I, on the other hand, escaped into my world of the Amish, writing Courting Cate in the fall and winter of 2011. It wasn’t that I didn’t worry about Peter. I did. Every single day I had to struggle to trust God with Peter’s life, and then I’d gladly enter my writing world filled with nonresistant, Anabaptist characters who lived where there was no war.
As Peter neared the end of his deployment, we had one more hurdle to face: Christmas.
Christ is the soul of our family’s Christmas, but Peter is the beating heart. He loves the holiday. Everywhere we travel he buys a Christmas ornament. He’s the one that picks out the tree as early as possible and then wraps thousands of lights onto individual branches, preparing it for the rest of us to decorate. He’s the one who puts Christmas music on the stereo, starting the day after Thanksgiving, playing his favorite—“Little Drummer Boy”—over and over.
Through a stretch of hard Christmases—including my mother’s death and a series of losses in our extended family—Peter kept us centered. I couldn’t help but dread doing Christmas 2011 without him. True, our kids were older—two young adults and two teenagers—and that made it easier than it could have been, but still I balked at what was ahead.
In the meantime, I packed a Christmas box for him in November. An artificial tree. IKEA ornaments. Gingerbread. Tea and boxed milk. A couple of weeks later, I started in on our own Christmas.
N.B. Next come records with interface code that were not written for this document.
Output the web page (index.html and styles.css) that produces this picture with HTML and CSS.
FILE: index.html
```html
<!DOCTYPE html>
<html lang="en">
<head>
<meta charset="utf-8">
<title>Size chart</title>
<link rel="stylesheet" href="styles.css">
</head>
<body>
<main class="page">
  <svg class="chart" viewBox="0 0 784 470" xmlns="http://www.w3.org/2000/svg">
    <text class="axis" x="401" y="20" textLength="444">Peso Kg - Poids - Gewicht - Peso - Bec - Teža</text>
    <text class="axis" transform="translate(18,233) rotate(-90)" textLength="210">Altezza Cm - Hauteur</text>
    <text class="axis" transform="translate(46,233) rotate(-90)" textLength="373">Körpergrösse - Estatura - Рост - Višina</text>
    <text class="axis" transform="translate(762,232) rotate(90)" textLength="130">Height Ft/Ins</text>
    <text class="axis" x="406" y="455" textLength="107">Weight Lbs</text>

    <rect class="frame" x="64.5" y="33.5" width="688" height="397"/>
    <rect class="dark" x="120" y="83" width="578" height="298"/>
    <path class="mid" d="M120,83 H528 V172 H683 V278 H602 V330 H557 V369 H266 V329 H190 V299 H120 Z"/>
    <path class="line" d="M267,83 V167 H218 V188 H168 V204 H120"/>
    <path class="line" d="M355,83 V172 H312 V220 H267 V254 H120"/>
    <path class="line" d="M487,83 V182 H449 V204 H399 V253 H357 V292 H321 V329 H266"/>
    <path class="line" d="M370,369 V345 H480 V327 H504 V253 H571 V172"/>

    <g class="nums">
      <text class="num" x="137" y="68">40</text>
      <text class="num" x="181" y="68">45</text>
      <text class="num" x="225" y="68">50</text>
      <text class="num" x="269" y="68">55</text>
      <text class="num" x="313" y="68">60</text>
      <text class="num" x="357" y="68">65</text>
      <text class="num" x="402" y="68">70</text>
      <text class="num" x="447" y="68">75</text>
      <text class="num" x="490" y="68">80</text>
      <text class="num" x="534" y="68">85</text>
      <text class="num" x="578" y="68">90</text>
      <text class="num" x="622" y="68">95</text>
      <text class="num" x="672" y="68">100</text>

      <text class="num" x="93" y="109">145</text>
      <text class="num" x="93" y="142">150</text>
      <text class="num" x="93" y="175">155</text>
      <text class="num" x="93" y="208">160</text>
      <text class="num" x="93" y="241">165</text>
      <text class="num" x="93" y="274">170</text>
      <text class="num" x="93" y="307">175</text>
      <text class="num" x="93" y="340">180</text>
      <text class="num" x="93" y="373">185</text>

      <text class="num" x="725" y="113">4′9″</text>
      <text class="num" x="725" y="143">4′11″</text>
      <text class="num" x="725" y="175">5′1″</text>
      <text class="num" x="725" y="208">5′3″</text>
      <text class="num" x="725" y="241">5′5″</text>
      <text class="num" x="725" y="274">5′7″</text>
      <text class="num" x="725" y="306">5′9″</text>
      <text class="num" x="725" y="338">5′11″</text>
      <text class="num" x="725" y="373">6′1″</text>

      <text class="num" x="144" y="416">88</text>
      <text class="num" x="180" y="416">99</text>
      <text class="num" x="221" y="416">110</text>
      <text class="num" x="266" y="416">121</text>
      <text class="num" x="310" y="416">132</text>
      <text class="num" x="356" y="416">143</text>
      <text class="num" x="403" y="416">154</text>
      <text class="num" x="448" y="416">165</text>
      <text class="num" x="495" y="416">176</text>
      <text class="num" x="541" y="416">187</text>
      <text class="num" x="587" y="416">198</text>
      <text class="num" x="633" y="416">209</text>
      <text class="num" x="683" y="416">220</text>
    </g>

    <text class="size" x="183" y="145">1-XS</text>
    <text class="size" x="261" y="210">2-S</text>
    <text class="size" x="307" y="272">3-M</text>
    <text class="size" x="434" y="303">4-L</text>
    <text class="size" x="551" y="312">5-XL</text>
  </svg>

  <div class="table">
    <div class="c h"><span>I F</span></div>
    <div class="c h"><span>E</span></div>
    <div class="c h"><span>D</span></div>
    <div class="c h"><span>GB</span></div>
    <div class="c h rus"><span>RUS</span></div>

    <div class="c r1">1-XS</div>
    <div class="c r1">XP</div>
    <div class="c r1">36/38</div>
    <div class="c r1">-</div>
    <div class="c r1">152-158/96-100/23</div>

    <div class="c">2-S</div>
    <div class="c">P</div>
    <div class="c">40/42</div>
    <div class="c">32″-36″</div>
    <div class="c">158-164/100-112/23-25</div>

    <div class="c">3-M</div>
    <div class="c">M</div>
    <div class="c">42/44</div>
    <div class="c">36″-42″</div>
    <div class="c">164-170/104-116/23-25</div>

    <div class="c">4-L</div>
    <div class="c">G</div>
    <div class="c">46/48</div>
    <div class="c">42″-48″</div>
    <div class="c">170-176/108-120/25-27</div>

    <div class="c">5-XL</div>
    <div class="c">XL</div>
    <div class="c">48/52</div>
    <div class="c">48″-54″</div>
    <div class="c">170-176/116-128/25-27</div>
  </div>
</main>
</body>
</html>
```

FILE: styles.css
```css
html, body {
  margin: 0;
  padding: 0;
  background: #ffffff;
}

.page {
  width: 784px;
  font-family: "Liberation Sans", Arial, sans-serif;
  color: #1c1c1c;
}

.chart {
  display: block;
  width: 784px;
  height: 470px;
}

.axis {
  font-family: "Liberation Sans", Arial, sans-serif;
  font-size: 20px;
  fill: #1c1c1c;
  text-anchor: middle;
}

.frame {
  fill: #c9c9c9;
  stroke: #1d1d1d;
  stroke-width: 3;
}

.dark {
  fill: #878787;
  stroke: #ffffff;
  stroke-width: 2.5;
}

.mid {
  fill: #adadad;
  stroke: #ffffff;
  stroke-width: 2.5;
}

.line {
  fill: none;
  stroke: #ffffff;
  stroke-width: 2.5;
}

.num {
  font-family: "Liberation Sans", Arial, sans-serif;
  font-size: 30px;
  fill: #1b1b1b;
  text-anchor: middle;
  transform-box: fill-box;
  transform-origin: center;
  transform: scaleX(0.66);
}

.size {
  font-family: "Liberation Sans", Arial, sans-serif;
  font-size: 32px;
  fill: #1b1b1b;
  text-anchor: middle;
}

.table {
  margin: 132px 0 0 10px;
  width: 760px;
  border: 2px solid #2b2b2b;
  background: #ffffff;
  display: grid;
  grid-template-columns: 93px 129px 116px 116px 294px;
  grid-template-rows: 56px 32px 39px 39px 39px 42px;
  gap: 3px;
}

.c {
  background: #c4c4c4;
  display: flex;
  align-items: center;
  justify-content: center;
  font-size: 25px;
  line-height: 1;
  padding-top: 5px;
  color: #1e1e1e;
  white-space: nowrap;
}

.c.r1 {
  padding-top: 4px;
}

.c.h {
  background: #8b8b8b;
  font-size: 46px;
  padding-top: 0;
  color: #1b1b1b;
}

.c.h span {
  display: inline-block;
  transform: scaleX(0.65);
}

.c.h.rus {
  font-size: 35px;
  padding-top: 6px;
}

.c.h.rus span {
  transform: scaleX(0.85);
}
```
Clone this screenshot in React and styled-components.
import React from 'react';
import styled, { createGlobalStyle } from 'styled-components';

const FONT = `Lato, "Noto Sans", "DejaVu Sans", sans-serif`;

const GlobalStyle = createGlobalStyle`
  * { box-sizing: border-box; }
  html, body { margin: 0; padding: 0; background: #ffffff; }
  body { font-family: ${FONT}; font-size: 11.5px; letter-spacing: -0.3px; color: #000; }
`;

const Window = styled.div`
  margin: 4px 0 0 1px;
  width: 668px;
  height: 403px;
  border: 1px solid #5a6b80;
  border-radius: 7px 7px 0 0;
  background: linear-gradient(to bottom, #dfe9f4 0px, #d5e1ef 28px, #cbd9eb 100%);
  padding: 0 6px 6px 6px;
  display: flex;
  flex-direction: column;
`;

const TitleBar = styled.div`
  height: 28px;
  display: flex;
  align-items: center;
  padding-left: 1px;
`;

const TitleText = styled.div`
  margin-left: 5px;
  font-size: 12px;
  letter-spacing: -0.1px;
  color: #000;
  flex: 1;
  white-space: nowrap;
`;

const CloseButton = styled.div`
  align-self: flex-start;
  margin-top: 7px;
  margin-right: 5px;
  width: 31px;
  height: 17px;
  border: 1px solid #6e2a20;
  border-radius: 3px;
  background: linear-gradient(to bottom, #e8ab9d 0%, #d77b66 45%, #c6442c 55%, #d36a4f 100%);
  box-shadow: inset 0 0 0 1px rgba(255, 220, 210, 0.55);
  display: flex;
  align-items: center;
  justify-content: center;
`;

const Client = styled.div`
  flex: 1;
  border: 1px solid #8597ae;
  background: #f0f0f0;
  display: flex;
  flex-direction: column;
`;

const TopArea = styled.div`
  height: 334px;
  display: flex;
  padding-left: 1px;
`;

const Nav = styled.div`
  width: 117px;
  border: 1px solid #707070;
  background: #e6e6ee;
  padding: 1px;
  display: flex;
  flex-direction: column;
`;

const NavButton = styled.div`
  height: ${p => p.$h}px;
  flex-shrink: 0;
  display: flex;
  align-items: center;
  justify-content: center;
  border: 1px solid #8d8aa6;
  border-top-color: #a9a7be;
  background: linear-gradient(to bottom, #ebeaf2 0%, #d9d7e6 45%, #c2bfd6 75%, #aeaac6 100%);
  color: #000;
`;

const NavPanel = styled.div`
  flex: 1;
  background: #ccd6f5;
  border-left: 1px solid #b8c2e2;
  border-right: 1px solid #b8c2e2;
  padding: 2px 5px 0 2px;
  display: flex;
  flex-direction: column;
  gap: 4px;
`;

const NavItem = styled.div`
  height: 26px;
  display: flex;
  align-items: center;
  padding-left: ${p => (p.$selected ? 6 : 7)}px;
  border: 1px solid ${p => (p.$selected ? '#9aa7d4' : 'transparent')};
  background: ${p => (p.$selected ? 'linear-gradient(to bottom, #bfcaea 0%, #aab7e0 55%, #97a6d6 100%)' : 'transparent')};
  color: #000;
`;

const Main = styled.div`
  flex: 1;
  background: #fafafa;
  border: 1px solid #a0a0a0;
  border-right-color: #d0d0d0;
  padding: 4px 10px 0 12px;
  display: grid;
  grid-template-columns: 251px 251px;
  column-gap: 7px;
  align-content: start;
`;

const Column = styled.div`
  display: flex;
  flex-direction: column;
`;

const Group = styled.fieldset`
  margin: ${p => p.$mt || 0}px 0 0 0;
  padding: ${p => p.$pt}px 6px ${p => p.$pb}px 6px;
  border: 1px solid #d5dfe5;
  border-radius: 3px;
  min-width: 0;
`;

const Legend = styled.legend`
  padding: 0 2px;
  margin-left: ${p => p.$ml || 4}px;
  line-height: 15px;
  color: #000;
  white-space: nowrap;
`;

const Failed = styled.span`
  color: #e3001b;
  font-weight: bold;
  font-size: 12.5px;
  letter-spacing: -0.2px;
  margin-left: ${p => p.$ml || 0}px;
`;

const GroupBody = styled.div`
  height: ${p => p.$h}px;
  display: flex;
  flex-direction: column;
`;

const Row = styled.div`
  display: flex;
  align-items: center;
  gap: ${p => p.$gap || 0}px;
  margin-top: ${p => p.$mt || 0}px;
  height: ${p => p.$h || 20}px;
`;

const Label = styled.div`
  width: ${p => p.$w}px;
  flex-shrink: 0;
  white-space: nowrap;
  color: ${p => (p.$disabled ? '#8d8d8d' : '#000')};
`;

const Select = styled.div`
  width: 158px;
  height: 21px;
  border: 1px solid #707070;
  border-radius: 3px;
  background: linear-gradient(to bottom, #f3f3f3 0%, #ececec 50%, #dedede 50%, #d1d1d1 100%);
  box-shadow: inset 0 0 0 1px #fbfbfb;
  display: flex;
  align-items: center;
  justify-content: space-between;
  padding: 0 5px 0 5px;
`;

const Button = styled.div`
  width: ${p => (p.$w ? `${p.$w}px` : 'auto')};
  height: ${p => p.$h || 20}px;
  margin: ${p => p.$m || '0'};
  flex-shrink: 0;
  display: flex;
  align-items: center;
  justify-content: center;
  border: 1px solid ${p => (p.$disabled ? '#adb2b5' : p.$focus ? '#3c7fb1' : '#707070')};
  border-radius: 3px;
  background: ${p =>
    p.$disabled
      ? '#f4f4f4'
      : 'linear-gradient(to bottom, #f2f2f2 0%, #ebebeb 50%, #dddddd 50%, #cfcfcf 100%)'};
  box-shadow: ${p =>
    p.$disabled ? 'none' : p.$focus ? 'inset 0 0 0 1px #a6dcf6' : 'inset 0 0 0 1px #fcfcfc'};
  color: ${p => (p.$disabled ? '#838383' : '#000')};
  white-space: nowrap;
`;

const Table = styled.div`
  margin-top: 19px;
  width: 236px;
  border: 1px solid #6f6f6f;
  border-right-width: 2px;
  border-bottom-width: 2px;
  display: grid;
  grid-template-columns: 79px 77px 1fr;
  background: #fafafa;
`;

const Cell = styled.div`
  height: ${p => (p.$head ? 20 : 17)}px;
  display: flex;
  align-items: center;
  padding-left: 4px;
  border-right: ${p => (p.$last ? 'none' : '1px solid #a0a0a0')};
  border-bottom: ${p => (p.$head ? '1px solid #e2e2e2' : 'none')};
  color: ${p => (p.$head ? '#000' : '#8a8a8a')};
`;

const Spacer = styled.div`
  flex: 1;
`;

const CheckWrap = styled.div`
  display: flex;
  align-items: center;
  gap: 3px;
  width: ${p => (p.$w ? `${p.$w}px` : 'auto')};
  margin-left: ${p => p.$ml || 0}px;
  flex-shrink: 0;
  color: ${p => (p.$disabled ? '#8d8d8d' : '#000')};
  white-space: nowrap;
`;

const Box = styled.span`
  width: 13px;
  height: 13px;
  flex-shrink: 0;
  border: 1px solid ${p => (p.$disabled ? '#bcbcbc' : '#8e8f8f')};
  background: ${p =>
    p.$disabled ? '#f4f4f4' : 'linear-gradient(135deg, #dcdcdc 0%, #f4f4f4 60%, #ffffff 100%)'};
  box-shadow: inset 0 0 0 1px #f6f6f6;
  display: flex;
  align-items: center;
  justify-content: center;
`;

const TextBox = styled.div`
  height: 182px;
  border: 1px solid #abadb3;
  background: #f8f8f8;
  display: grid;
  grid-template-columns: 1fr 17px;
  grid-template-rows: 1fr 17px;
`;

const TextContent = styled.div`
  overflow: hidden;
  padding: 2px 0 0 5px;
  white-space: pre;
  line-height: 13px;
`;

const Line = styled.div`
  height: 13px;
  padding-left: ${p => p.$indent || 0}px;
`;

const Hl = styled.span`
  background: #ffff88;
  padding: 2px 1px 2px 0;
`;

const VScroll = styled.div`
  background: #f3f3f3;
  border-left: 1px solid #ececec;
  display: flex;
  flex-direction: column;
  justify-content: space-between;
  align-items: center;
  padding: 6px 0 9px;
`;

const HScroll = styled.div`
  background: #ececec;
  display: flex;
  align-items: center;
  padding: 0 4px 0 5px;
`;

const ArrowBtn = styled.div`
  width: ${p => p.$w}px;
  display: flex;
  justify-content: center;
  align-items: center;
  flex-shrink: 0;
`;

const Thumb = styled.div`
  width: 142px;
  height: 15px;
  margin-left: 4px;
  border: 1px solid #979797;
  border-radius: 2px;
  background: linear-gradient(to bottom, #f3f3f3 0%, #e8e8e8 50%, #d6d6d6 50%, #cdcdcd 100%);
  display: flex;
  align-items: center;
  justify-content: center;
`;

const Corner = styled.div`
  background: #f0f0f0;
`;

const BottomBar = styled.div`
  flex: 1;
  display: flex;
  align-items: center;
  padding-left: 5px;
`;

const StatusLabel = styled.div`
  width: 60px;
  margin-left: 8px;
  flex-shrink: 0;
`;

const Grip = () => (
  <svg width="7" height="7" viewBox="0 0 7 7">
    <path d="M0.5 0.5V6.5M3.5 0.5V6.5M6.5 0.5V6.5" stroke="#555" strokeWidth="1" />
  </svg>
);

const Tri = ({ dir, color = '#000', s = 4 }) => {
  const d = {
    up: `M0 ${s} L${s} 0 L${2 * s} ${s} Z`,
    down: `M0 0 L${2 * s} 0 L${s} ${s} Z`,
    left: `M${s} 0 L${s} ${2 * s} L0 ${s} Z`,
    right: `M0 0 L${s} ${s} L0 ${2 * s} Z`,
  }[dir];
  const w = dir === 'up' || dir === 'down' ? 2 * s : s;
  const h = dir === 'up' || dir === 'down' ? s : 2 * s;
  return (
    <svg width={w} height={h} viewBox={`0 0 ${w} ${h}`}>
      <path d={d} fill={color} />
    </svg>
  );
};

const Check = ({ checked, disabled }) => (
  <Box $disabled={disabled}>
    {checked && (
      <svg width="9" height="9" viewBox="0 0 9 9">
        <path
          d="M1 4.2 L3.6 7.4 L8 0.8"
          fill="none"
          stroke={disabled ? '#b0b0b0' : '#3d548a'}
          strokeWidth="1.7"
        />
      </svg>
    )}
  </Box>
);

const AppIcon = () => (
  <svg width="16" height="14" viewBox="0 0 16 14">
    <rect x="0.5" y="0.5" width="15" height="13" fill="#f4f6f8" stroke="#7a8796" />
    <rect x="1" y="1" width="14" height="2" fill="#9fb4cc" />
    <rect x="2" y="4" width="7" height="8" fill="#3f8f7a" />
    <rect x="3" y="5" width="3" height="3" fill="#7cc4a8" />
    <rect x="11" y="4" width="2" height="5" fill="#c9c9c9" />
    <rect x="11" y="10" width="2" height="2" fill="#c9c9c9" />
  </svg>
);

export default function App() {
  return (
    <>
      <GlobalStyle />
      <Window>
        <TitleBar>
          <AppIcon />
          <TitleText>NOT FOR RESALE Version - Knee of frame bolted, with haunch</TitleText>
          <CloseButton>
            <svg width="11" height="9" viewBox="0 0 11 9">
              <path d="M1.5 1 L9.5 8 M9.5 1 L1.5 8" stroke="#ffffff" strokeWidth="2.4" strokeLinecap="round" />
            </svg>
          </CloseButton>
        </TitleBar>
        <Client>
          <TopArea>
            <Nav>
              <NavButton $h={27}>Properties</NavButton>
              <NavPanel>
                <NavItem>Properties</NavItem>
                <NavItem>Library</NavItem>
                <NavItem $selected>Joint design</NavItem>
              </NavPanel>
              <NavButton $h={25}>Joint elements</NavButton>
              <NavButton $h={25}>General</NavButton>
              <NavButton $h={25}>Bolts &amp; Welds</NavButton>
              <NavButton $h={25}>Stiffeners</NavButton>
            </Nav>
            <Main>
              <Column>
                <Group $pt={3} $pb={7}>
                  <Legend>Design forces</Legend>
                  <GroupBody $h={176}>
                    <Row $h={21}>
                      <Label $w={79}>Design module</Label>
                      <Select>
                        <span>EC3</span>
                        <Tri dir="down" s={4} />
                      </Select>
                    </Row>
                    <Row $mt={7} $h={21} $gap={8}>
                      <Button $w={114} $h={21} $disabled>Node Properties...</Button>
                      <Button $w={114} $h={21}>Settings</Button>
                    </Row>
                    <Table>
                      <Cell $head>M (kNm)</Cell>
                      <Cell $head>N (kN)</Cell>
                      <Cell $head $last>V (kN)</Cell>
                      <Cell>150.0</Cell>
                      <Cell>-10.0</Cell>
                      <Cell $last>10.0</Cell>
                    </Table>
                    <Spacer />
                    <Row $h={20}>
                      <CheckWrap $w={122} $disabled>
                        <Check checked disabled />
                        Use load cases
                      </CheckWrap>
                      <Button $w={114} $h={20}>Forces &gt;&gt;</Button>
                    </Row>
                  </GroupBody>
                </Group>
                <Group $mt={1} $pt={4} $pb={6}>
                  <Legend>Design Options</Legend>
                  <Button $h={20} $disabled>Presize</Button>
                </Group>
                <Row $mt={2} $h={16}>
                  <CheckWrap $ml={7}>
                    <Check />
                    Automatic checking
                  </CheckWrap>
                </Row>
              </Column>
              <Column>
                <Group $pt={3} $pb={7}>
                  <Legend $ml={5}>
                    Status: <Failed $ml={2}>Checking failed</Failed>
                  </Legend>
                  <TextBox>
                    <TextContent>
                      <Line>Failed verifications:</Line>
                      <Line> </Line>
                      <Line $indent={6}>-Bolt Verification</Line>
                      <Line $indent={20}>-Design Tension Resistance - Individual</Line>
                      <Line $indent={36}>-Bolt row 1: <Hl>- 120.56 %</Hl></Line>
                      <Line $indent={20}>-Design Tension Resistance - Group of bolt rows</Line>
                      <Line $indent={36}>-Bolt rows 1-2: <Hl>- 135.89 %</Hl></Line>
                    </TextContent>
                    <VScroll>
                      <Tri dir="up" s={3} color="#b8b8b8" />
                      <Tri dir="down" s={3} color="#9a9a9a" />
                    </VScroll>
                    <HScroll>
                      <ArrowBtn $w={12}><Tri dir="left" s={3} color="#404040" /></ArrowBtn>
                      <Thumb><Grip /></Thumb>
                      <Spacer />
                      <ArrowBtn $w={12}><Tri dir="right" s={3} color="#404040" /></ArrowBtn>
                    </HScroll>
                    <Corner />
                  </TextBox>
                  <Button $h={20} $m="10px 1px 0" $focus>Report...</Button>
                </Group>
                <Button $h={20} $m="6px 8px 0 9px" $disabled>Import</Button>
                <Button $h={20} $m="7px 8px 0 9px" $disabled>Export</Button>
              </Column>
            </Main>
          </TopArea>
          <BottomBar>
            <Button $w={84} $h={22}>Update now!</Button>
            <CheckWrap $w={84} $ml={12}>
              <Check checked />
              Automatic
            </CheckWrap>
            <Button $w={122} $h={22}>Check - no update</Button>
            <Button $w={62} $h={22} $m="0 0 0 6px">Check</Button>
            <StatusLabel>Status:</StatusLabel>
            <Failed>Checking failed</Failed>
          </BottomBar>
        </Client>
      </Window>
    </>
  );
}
Our girls and I picked out the tree. I realized when we got it home it wasn’t as tall or as wide as Peter usually chose, but it would do. Our oldest daughter took on the task of stringing the lights, while our youngest son put up the outside lights and our youngest daughter put on the Christmas music. “Little Drummer Boy” is her favorite too.
As the big day neared, I thought of the Reserve Unit that would soon be replacing Peter and his staff. The families of those soldiers would be celebrating their last holiday together for the next year. Their loved ones were soon to be leaving—but my husband would soon be coming home. I was genuinely joyful that the incoming group had Christmas with their families instead of us. We were short timers now—they had the long haul ahead of them.
We weren’t sure if we’d be able to Skype with Peter on Christmas Day, but we set a time to try—8 a.m. our time, 8:30 p.m. Afghanistan time (yes, they’re on the half hour). That morning, my oldest son had the fire going in the fireplace before his siblings were up. I placed Flat Daddy (an enlarged cutout photo of Peter) on the couch, and by the time the others rolled into the living room, I was trying to get through on Skype.
Finally we connected. As we all gathered around Peter’s face on my laptop, we were so thankful for the good connection and for all of us being “together” that we hardly noticed we really weren’t.
That gratefulness for our family continued through the day as we celebrated with my extended family, including my nearly ninety-year-old father, and then the next day with Peter’s family.
As more years go by, I know Christmas 2011 will never be remembered as one of our worst. In fact, I think we’ll recall it as one of our very best. God’s peace truly filled our hearts that Christmas.
Are you remembering anyone who isn’t able to be with you this Christmas?